Eremenko earned a bachelor's degree in Aeronautics and Astronautics from MIT, a Master's in Aeronautics from Caltech, and a J.D. degree from Georgetown University Law Center. He trained as a pilot at Aretz Airport near Purdue University.

==Career==

=== Universal Hydrogen ===
On 23 September 2020, Eremenko announced Universal Hydrogen, a new business venture in aviation conversion systems for hydrogen fuel cells.

=== United Technologies Corporation ===
On 30 November 2017, Eremenko was named Senior Vice President and Chief Technology Officer, effective 1 January 2018. Eremenko will provide strategic leadership for the company's research, engineering and development activities in the global aerospace and building systems industries. He will also oversee the United Technologies Research Center. On 18 September 2019, he decided to leave UTC to pursue new opportunities.

===Airbus Group===

On 29 May 2015, Eremenko was named the founding CEO of Airbus Group Silicon Valley technology and business innovation center. In this capacity, he was responsible for establishing Airbus's Silicon Valley presence. Eremenko became Airbus Group CTO in July 2016 and left Airbus on 31 December 2017 citing pressures on his work-family life balance.

===Google===

At Google, Eremenko created and headed Project Ara, which seeks to democratize the mobile phone hardware ecosystem and to make the mobile internet accessible to the next five billion people. The project is also developing a production 3D printer to enable aesthetic customization of the modules that form the device. The ATAP division at Google aims to replicate the innovation model of the DARPA (Defense Advanced Research Projects Agency) in the private sector.

===Motorola===

Before moving to Google, Eremenko was Vice President of Advanced Technology at Motorola where he started Project Ara prior to Google's sale of Motorola Mobility to Lenovo, while retaining the project.

===DARPA===

Eremenko served as the Deputy Director and Acting Director of the Tactical Technology Office at DARPA, the office responsible for the agency's drones, robotics, X-planes, and satellite programs. While at DARPA, Eremenko developed and managed several projects, including an effort to revolutionize design and manufacture of complex military systems (such as vehicles and aircraft) called Adaptive Vehicle Make, the System F6 fractionated spacecraft program, and the 100 Year Starship.

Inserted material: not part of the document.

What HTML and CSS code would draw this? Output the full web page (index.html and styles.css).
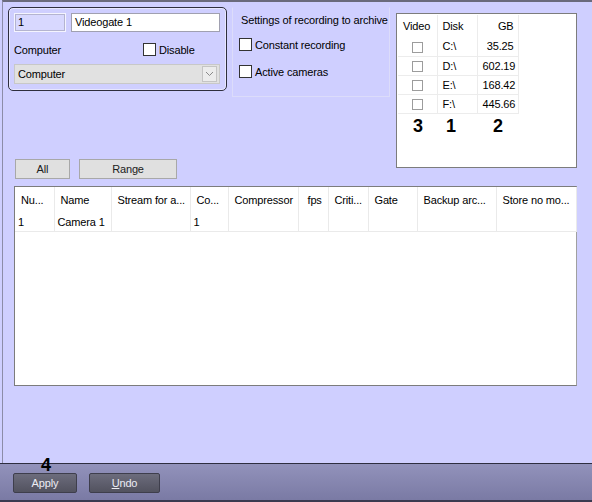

Eremenko was also responsible for a crowd-sourced military vehicle effort called XC2V which was said to revolutionize auto manufacturing.

At DARPA, Eremenko developed two education-themed efforts: DARPA's MENTOR program focused on building a manufacturing workforce, and InSPIRE which made the SPHERES robotic platform on the International Space Station accessible to high school students.

===Booz Allen Hamilton===

Eremenko started his career as an associate in the defense business segment of Booz Allen Hamilton, consulting in particular for DARPA, which he later joined.

== Controversies ==
Since Eremenko was responsible for DARPA's drone and robotics programs, he was asked in the 2013 Nova documentary Rise of the Drones whether he was concerned about the dangers of artificial intelligence, he replied "if you were to ask ... whether the Rise of the Machines-type scenario is a real concern ... my response would be, 'We should be so lucky.' In fact, if we could get little slivers of that kind of adaptive and cognitive capability into systems, that would be a very significant breakthrough, from where we stand today."

The 100 Year Starship, which Eremenko headed at DARPA, was named by U.S. Senator Tom Coburn as one of the 100 most wasteful government spending projects. Coburn specifically cited a 100 Year Starship workshop that included one session, entitled "Did Jesus die for Klingons too?" that debated the implications for Christian philosophy should life be found on other planets.

==Other work==

Eremenko was one of the creators and early proponents of a systems engineering strategy for creating more flexible and adaptable products known as value-driven design.

== Personal life ==
Eremenko is the son of the Ukrainian-American mathematician Alexandre Eremenko and the great grandson of a Marshal of the Soviet Union Andrei Eremenko’s brother Semion. Paul Eremenko was one of the most senior aerospace industry executives who is openly gay.